Moderator Emeritus, Elite Member
May 16, 2002
25,635
14,628
136
Sure but we had x370(2017),x470(2018),x570(2019), was not really sure if we were due for an 770 aligned with zen5 as last socket debut had consecutive years of new chipsets.
I don't remember exactly what the changes were, but for example, PCIE 2, PCIE3, and PCIE4 . At least 3 and 4 were in these. at first, you needed a new chipset for a new Zen version, like 570 for Zen 3, but eventually I think all 3 now support all 1,2,3 generations. So at the time they were needed but after bios updates, its just feature set. Zen 4 to Zen 5 brings nothing that I am aware of unless it supports PCIE 5.0.
 

blackangus

Member
Aug 5, 2022
70
95
51
Could be alot of things (smaller process, more features, more cost effective, etc). Zen4 to Zen5 doesn't appear to have more PCIE support, but there are features that are chipset side that dont depend on the processor as well!.
Not saying we need one , but if there is one expected then Ill get the latest and greatest.
 
Last edited:

mikk

Diamond Member
May 15, 2012
4,152
2,164
136
Thoughts are this looks 3 years old and is probably a bit out of date.
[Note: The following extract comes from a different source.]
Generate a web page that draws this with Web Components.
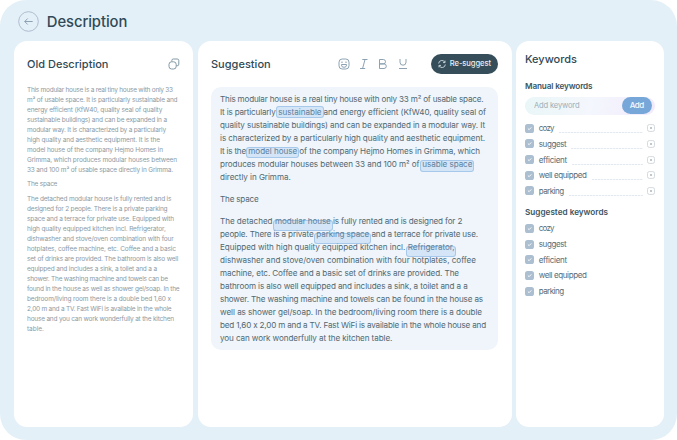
<!DOCTYPE html>
<html lang="en"><head><meta charset="utf-8"><title>Description</title>
<style>
html,body{margin:0;height:100%;background:#fff;overflow:hidden}
body{font-family:Inter,"Open Sans",sans-serif;color:#33505c}
</style></head><body>
<description-app></description-app>
<script>
const define=(name,html,setup)=>customElements.define(name,class extends HTMLElement{
  connectedCallback(){
    if(this.shadowRoot)return;
    this.attachShadow({mode:'open'}).innerHTML=html;
    if(setup)setup.call(this,this.shadowRoot);
  }
});
// A run of text tracked to an exact width.
define('fit-text',`<style>:host{display:block;white-space:pre;flex:none}</style><span><slot></slot></span>`,function(r){
  const s=r.querySelector('span'),w=+this.getAttribute('w');
  this.style.width=w+'px';
  const natural=s.getBoundingClientRect().width;
  s.style.letterSpacing=(w-natural)/(this.textContent.length-.5)+'px';
});
// A word with a tinted box that may sit slightly below it.
define('mark-text',`<style>:host{display:block;position:relative;flex:none;color:#5d7f9b}
i{position:absolute;box-sizing:border-box;left:-2px;right:-2px;height:11.5px;border:1px solid rgba(120,170,220,.5);border-radius:3px;background:rgba(160,200,240,.34)}
fit-text{position:relative}</style><i></i>`,function(r){
  r.querySelector('i').style.top=this.getAttribute('drop')+'px';
  const n=document.createElement('fit-text');
  n.setAttribute('w',this.getAttribute('w'));n.textContent=this.textContent;r.append(n);
});
define('text-block',`<style>:host{display:block}.l{display:flex;height:var(--pitch);line-height:var(--pitch)}.gap{height:var(--gap)}</style>`,function(r){
  for(const line of this.lines||[]){
    const d=document.createElement('div');
    if(!line){d.className='gap';r.append(d);continue}
    d.className='l';r.append(d);
    let x=0;
    for(const [t,from,to,drop] of line){
      const e=document.createElement(drop===undefined?'fit-text':'mark-text');
      e.setAttribute('w',(to-from).toFixed(2));
      if(drop!==undefined)e.setAttribute('drop',drop);
      e.style.marginLeft=(from-x)+'px';x=to;
      e.textContent=t;d.append(e);
    }
  }
});
define('panel-card',`<style>:host{display:block;background:#fff;border-radius:13px;box-sizing:border-box}</style><slot></slot>`);
define('back-button',`<style>:host{display:block;width:21px;height:21px}svg{display:block}</style>
<svg width="21" height="21" fill="none" stroke="#a9b7cd"><circle cx="10.5" cy="10.5" r="9.8" stroke-width=".9"/><path d="M14.7 10.5H6.8M9.7 7.5l-3 3 3 3" stroke="#8499aa" stroke-width=".9"/></svg>`);
define('copy-icon',`<style>:host,svg{display:block}</style><svg width="12" height="12" fill="none" stroke="#758d9c" stroke-width=".9"><path d="M3.8 3.4V2.6Q3.8 1 5.4 1H9.2Q10.8 1 10.8 2.6V6.2Q10.8 7.8 9.2 7.8H8.4"/><rect x="1" y="3.8" width="7.2" height="7.2" rx="2.6"/></svg>`);
define('format-tools',`<style>:host{display:flex;gap:7.8px}svg{display:block}</style>
<svg width="12" height="12" fill="none" stroke="#8098aa" stroke-width=".9"><rect x="1" y="1" width="10" height="10" rx="3.2"/><path d="M3.2 4.2h1.6M7.2 4.2h1.6M3.5 6.5h5v.6a2.5 2.2 0 0 1-5 0z"/></svg>
<svg width="12" height="12" fill="none" stroke="#8098aa" stroke-width=".9"><path d="M4.3 1.5H9.5M2 10.5H7.2M7 1.5 4.6 10.5"/></svg>
<svg width="12" height="12" fill="none" stroke="#8098aa" stroke-width=".9"><path d="M2.5 1.5H6.3a2.2 2.2 0 0 1 0 4.4H2.5zM2.5 5.9H7a2.3 2.3 0 0 1 0 4.6H2.5z"/></svg>
<svg width="12" height="12" fill="none" stroke="#8098aa" stroke-width=".9"><path d="M3 1V4.2a3 3 0 0 0 6 0V1M2 10.5h8"/></svg>`);
define('suggest-button',`<style>:host{display:flex;align-items:center;box-sizing:border-box;width:67px;height:20px;border-radius:10px;background:#354e5a;color:#e8eef1;padding-left:7.5px;gap:3.8px;font-size:7.6px;font-weight:500}svg{display:block}</style>
<svg width="8" height="8" fill="none" stroke="#d8e3e8" stroke-width=".85"><path d="M.7 3.5A3.2 3.2 0 0 1 6.8 2.3M7 .6V2.6H5M7.3 4.5A3.2 3.2 0 0 1 1.2 5.7M1 7.4V5.4H3"/></svg><fit-text w="41.2">Re-suggest</fit-text>`);
define('keyword-input',`<style>:host{display:flex;box-sizing:border-box;width:130px;height:18px;border-radius:9px;background:linear-gradient(100deg,#e9f6f7,#f4f7fd 50%,#f2eafc);align-items:center;justify-content:space-between;padding:0 3.5px 0 9px;font-size:7.6px;color:#9caeb9}
b{display:flex;align-items:center;justify-content:center;width:29.5px;height:17px;border-radius:8.5px;background:#77a7d8;color:#f5faff;font-weight:500;font-size:8px;margin-top:-1px}</style>
<fit-text w="45.5">Add keyword</fit-text><b><fit-text w="14.2">Add</fit-text></b>`);
define('keyword-row',`<style>:host{display:flex;height:15.67px;align-items:center;font-size:8px;color:#566c77}svg{display:block;flex:none}.c{margin-right:4.7px}
i{flex:1;align-self:flex-end;margin:0 4px 2.8px 5px;height:1px;background:repeating-linear-gradient(90deg,#e3e9ee 0 2px,#f4f7f9 2px 3px)}</style>
<svg class="c" width="9" height="9"><rect width="9" height="9" rx="2.6" fill="#abbfd1"/><path d="M2.9 4.5l1.2 1.2 2.2-2.3" fill="none" stroke="#fff" stroke-width=".9"/></svg><slot></slot>`,function(r){
  if(this.hasAttribute('removable'))r.innerHTML+=`<i></i><svg width="8" height="8" fill="none" stroke="#c9d0d7" stroke-width=".8"><rect x=".5" y=".6" width="7" height="6.8" rx="1.8"/><path d="M3 3l2 2M5 3 3 5" stroke="#b0bac2"/></svg>`;
});
const L=(t,to)=>[[t,0,to]];
const oldLines=[
L('This modular house is a real tiny house with only 33',146),
L('m² of usable space. It is particularly sustainable and',150.5),
L('energy efficient (KfW40, quality seal of quality',135.3),
L('sustainable buildings) and can be expanded in a',140),
L('modular way. It is characterized by a particularly',139),
L('high quality and aesthetic equipment. It is the',133),
L('model house of the company Hejmo Homes in',136),
L('Grimma, which produces modular houses between',150),
L('33 and 100 m² of usable space directly in Grimma.',146),null,
L('The space',30.3),null,
L('The detached modular house is fully rented and is',144.3),
L('designed for 2 people. There is a private parking',140.5),
L('space and a terrace for private use. Equipped with',147),
L('high quality equipped kitchen incl. Refrigerator,',138.7),
L('dishwasher and stove/oven combination with four',146.7),
L('hotplates, coffee machine, etc. Coffee and a basic',149),
L('set of drinks are provided. The bathroom is also well',151.2),
L('equipped and includes a sink, a toilet and a a',130),
L('shower. The washing machine and towels can be',141),
L('found in the house as well as shower gel/soap. In the',152.5),
L('bedroom/living room there is a double bed 1,60 x',144),
L('2,00 m and a TV. Fast WiFi is available in the whole',144.5),
L('house and you can work wonderfully at the kitchen',147),
L('table.',16.8)];
const newLines=[
L('This modular house is a real tiny house with only 33 m² of usable space.',263.5),
[['It is particularly',0,55.6],['sustainable',58.3,101.6,.5],['and energy efficient (KfW40, quality seal of',103.5,266]],
L('quality sustainable buildings) and can be expanded in a modular way. It',265),
L('is characterized by a particularly high quality and aesthetic equipment.',265),
[['It is the',0,26],['model house',28.3,77.2,2],['of the company Hejmo Homes in Grimma, which',79.3,260]],
[['produces modular houses between 33 and 100 m² of',0,199.5],['usable space',202.3,252.4,2.8]],
L('directly in Grimma.',70.7),null,
L('The space',38.6),null,
[['The detached',0,52.5],['modular house',55,110.8,5],['is fully rented and is designed for 2',113,242.3]],
[['people. There is a private',0,93.6],['parking space',96.3,149.3,5],['and a terrace for private use.',151.5,258]],
[['Equipped with high quality equipped kitchen incl.',0,185.2],['Refrigerator,',187.8,234.5,5]],
L('dishwasher and stove/oven combination with four hotplates, coffee',256),
L('machine, etc. Coffee and a basic set of drinks are provided. The',239),
L('bathroom is also well equipped and includes a sink, a toilet and a a',247.7),
L('shower. The washing machine and towels can be found in the house as',263),
L('well as shower gel/soap. In the bedroom/living room there is a double',262),
L('bed 1,60 x 2,00 m and a TV. Fast WiFi is available in the whole house and',267),
L('you can work wonderfully at the kitchen table.',172.3)];
const words=[['cozy',15.5],['suggest',27.8],['efficient',28.3],['well equipped',48],['parking',25.2]];
const rows=a=>words.map(([t,w])=>`<keyword-row ${a}><fit-text w="${w}">${t}</fit-text></keyword-row>`).join('');
define('description-app',`<style>
:host{display:flex;flex-direction:column;box-sizing:border-box;width:677px;height:440px;padding:11px 13px 13.5px 13.5px;border-radius:26px;background:#e4f0f7}
header{display:flex;height:21px;align-items:center;padding-left:4px;gap:8.3px;font-size:14.8px;font-weight:500;color:#2f4a57}
main{flex:1;display:grid;grid-template-columns:179.5px 314px 148px;gap:4.5px;margin-top:8.5px}
.h{display:flex;align-items:center;height:20px;font-size:11px;font-weight:500;color:#2f4a57}
.h>:nth-child(2){margin-left:auto}
.old{padding:13px 13px 0 13.5px}.mid{padding:13px 14px 0 13.5px}.key{padding:8.5px 9px 0 9px}
.old text-block{--pitch:10px;--gap:4.5px;font-size:6.5px;color:#8c9aa3;margin-top:11.2px}
.box{background:#eff5fa;border-radius:10px;margin-top:13.5px;height:262.5px;width:287px;box-sizing:border-box;padding:5.5px 0 0 9px}
.box text-block{--pitch:13px;--gap:9px;font-size:8.1px;color:#506873}
format-tools{margin-right:21.3px}
h3{margin:0;font-size:8.2px;font-weight:600;line-height:12px;color:#3b5562}
</style>
<header><back-button></back-button><fit-text w="80.5">Description</fit-text></header>
<main>
<panel-card class="old"><div class="h"><fit-text w="81.5">Old Description</fit-text><copy-icon></copy-icon></div></panel-card>
<panel-card class="mid"><div class="h"><fit-text w="59.7">Suggestion</fit-text><format-tools></format-tools><suggest-button></suggest-button></div><div class="box"></div></panel-card>
<panel-card class="key"><div class="h"><fit-text w="52">Keywords</fit-text></div>
<h3 style="margin-top:10.5px"><fit-text w="67.5">Manual keywords</fit-text></h3>
<keyword-input style="margin-top:5.3px"></keyword-input>
<div style="margin:5.7px 0 7px">${rows('removable')}</div>
<h3><fit-text w="83">Suggested keywords</fit-text></h3>
<div style="margin-top:2.8px">${rows('')}</div></panel-card>
</main>`,function(r){
  for(const [where,lines] of [['.old',oldLines],['.box',newLines]]){
    const b=document.createElement('text-block');b.lines=lines;r.querySelector(where).append(b);
  }
});
</script></body></html>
That being said, it'd be interesting to see if they did go for a different core design, seems to work well for Apple and their ridiculously efficient low power cores. Or we could see what Intel did with their new "Double E" or whatever they're calling it, the pair of E cores in Meteor lake that are on the I/O tile and tweaked to run at lower voltage.


At the bottom it says 2023. Looks fairly new to me.